# Which amplifier: lab gruppen or cambridge 840A ?



## atomik (Apr 8, 2009)

Hello everybody !

I want to replace my NAD c315 with a lab gruppen iP900 or cambridge 840A V2. 

I now the cambridge audio 840A..but not the lab gruppen... My dealer tells me about the iP900 which apparently has a very good sounding,dynamic,...The only drawback for me it's the fan noise...I don't know if it's audible.

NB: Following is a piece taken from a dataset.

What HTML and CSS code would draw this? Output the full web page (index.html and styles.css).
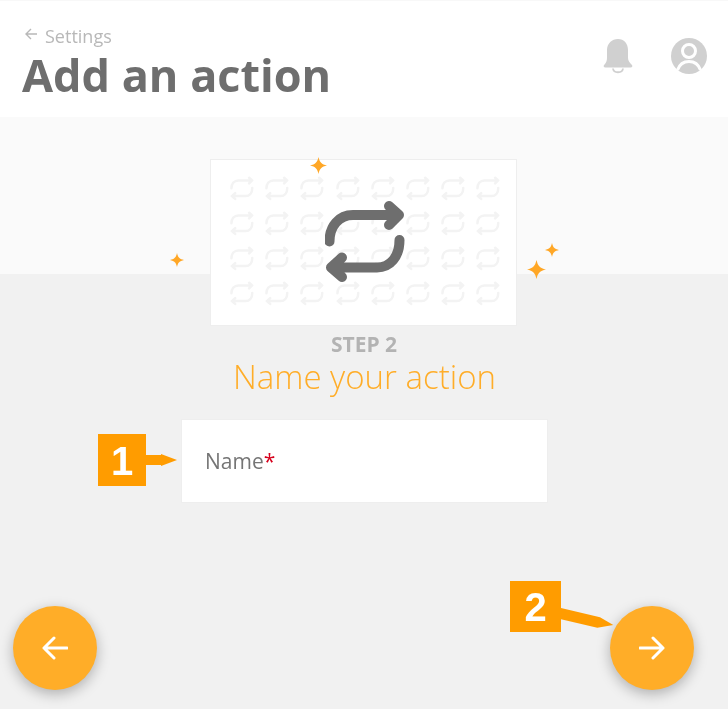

So if you have any experiences with lab gruppen or if someone could advice me.


Thanks for your response


----------



## jackfish (Dec 27, 2006)

The lab gruppen is a sound reenforcement/pro audio power amp and the cambridge audio is a home audio integrated amp. I would have to believe the 840A V2 will sound more refined, neutral and perhaps be more satisfying in the long run. In addition, the lab gruppen is a power amp while the cambridge audio is an intergrated which means you would have to run a preamp ahead of the lab gruppen. Plus the lab gruppen only has balanced XLR/1/4" TRS inputs and Speakon speaker terminals which don't mesh very well with home video/audio equipment. Get the Cambridge Audio 840A V2, its a pretty good unit as you may have already heard in an audition.


----------



## oposky2006 (Jan 4, 2010)

An amp with a fan will either be tiny/compact with no room to 'breathe' or in the case of lower powered stuff, Class 'A'. In either case, fans are generally noisy unless special low speed or specialty fans are used. 
You need to check it out to see if it is distracting or runs too warm. If you have it enclosed, that may help with the noise, but cook it even faster. 

my small dish / satellite receiver has a very tiny fan which you can hear during quiet passages in the sound track, later at night and when the fridge in the other room is off.


----------